19. 04.2022- 21.05.2022
Aleksei Bordusov aka Aec Interesni Kazki
Aleksei Bordusov aka Aec Interesni Kazki Statement:
“This show is dedicated to my home country, Ukraine. Ukraine was brutally attacked by Russia on February 24th. The war is going on. No end in sight. And every day we learn of new atrocities and crimes that Putin’s troops are committing against my people.
The title of the exhibition “ Victoria” represents what I believe in and wish for Ukraine.
Victory of the creation over destruction, good over evil, truth over a lies. The Ukrainian people are defending themselves and fighting against pure evil.
Our beautiful, peaceful Ukrainian cities have been destroyed during these passing months. Thousands of civilians, including children, have been killed. All these acts are classified as war crimes and will never be forgiven. I urge the people of Europe and the whole world to stand with Ukraine. Together, we will win.
I painted the works that I show in this exhibition before the war started. There is no direct link to this war. It only exists in a picture that I painted here in Vienna.
We donate ten percent of all proceeds from this exhibition to humanitarian aid in Ukraine.”
Aleksei Bordusov. Ukrainian artist. Currently in exile in Spain. Studied in Kiev at the Academy of Fine Arts. Internationally known as “AEC – Interesni Kazki”.
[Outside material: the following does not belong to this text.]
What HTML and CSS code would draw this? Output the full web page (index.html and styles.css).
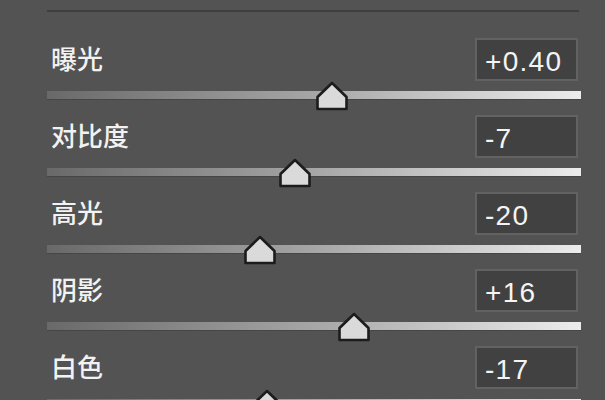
FILE: index.html
```html
<!DOCTYPE html>
<html lang="zh">
<head>
<meta charset="utf-8">
<link rel="stylesheet" href="styles.css">
</head>
<body>
<div class="panel">
  <div class="rule"></div>

  <div class="row">
    <div class="head"><span class="label">曝光</span><div class="value">+0.40</div></div>
    <div class="track">
      <svg class="thumb" style="left:53.4%" viewBox="0 0 34 30" width="34" height="30"><path d="M17 2 L31.5 16 V28 H2.5 V16 Z"/></svg>
    </div>
  </div>

  <div class="row">
    <div class="head"><span class="label">对比度</span><div class="value">-7</div></div>
    <div class="track">
      <svg class="thumb" style="left:46.4%" viewBox="0 0 34 30" width="34" height="30"><path d="M17 2 L31.5 16 V28 H2.5 V16 Z"/></svg>
    </div>
  </div>

  <div class="row">
    <div class="head"><span class="label">高光</span><div class="value">-20</div></div>
    <div class="track">
      <svg class="thumb" style="left:39.9%" viewBox="0 0 34 30" width="34" height="30"><path d="M17 2 L31.5 16 V28 H2.5 V16 Z"/></svg>
    </div>
  </div>

  <div class="row">
    <div class="head"><span class="label">阴影</span><div class="value">+16</div></div>
    <div class="track">
      <svg class="thumb" style="left:57.5%" viewBox="0 0 34 30" width="34" height="30"><path d="M17 2 L31.5 16 V28 H2.5 V16 Z"/></svg>
    </div>
  </div>

  <div class="row">
    <div class="head"><span class="label">白色</span><div class="value">-17</div></div>
    <div class="track">
      <svg class="thumb" style="left:41.2%" viewBox="0 0 34 30" width="34" height="30"><path d="M17 2 L31.5 16 V28 H2.5 V16 Z"/></svg>
    </div>
  </div>
</div>
</body>
</html>
```

FILE: styles.css
```css
html, body {
  margin: 0;
  padding: 0;
  background: #535353;
  overflow: hidden;
}

.panel {
  width: 534px;
  margin-left: 47px;
  padding-top: 10px;
  display: flex;
  flex-direction: column;
}

.rule {
  height: 2px;
  background: #3e3e3e;
  margin-right: 2px;
  margin-bottom: 26px;
}

.row {
  display: flex;
  flex-direction: column;
  gap: 10px;
  margin-bottom: 16px;
}

.head {
  display: flex;
  align-items: center;
  justify-content: space-between;
  padding-left: 4px;
  padding-right: 3px;
  height: 43px;
}

.label {
  font-family: "Noto Sans CJK SC", "Noto Sans", sans-serif;
  font-size: 26px;
  font-weight: 500;
  color: #f2f2f2;
  line-height: 1;
  margin-top: -3px;
}

.value {
  box-sizing: border-box;
  width: 103px;
  height: 43px;
  border: 2px solid #626262;
  background: #414141;
  color: #f4f4f4;
  font-family: "Liberation Sans", Arial, sans-serif;
  font-size: 28px;
  letter-spacing: 1.3px;
  line-height: 43px;
  padding-left: 8px;
  display: flex;
  align-items: center;
  padding-top: 4px;
}

.track {
  position: relative;
  height: 8px;
  background: linear-gradient(to right, #696969 0%, #a6a6a6 50%, #ececec 100%);
  box-shadow: 0 1px 0 #464646;
}

.thumb {
  position: absolute;
  top: -10px;
  margin-left: -17px;
  overflow: visible;
}

.thumb path {
  fill: #dadada;
  stroke: #1c1c1c;
  stroke-width: 2.6;
  stroke-linejoin: round;
}
```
With his paintings we travel to mysterious worlds. We encounter surrealistic figures and scenarios, people and animals with peculiar physiognomy, sometimes human and animal at the same time. Figures with proliferating musculature, extreme limbs, disappeared waists, men like trees, symbols of massive life, as if nothing could stop them. Overgrown with leaves that seem to protect like an armor.
Heavily stepping forward, powerful, making their way through a mad world. With walls that stand isolated, outside still smooth and seeming, but without connected houses. Bodiless heads float in the air. Trees have ears, mask-like faces peel out of walls. The scenery is brightly illuminated, painted in strong colors – with dark blue, rich green, dazzling yellow, screaming red.
With pure intellect, we cannot comprehend what we are getting into. Mere rationality is suspended.
Laws of natural science lose their generality. Habitual patterns of perception do not allow us to understand the complexity of the world. Symbols and their deeper meaning are to be explored. We have to find access to dreams, some erotic-stimulating and some fear-filled, to confusing fantasies,universal archetypes deeply rooted in us, archetypes of our existence, to unconscious drives, needs, longings and terrors. All the paintings we show in this exhibition were painted by Aleksei Bordusov before Vladimir Putin over an Ukraine with brutal war. His paintings are neither political statements nor commentaries on current horror and acute misery. But they do warn us not to rely confidently on the idea that we can understand or even foresee what is happening in the world with our firmly established patterns of perception and thinking. We believe we can recognize the reality, because we do not open up the sur-reality.
Suddenly events, which we never wanted to imagine, but which suddenly take place in reality, tear us out of cherished “certainties”, with which we have talked ourselves into feelings of security and comfort. We see the world tipped out of balance and fear that the horror in Ukraine could be followed by much worse. And yet, courage must not leave us. “Art,” says historian Kia Vahland, “cannot save the world or end a war. But it can help us pause in times like these, see through the situation, and draw hope.” Art, she argues, let us pause and trace things, with all our senses and with self-reflection.” In this way, we open up a “thinking space of prudence in the struggle with the demonic forces of life,” according to art historian Abbot Warburg. Aleksei Bordusov invites us to.
AEC has worked artistically almost everywhere in the world and created impressive murals. Wherever he paints, he curiously absorbs his surroundings, the people there, their culture, and is constantly inspired by them. He has experienced Mexico particularly intensively, the country with the strongest tradition and power of mural painting. And like the great Mexican artists – Orozco, Riviera, Siqueiros – he has mastered multiple genres and understands mural painting as a form of artistic expression, a genre that makes art and its messages easily accessible to a wide audience. AEC does not like the label “street artist” for himself. Rightly so. He sees himself as a painter who does not allow himself to be limited in themes, art forms and aesthetics, who is constantly evolving and always surprising. “I can describe what I do as a mixture of symbolism, mysticism and surrealism,” says AEC. His work has been compared to the works of Bosch, Goya, Dali, Riviera and Moebius. In Austria, Rudolf Hausner comes to mind. “Interesni Kazki” literally means “interesting fairy tales.” AEC tells them in all their diversity, approaching in his own way reality in its beauty and joy and in its menace and gloom. In an effort, as he says, “to trace the secrets of our existence and to understand mystical reasons of the universe”. He himself does not want to provide an interpretation for his pictures. He leaves it to the viewer to see in them and to recognize whatever he wants to recognize in them – with intensive contemplation. For this stimulates the examination of oneself and one’s own relationship to the world. Thus self knowledge, self-confidence and respect for individuality and otherness is nourished.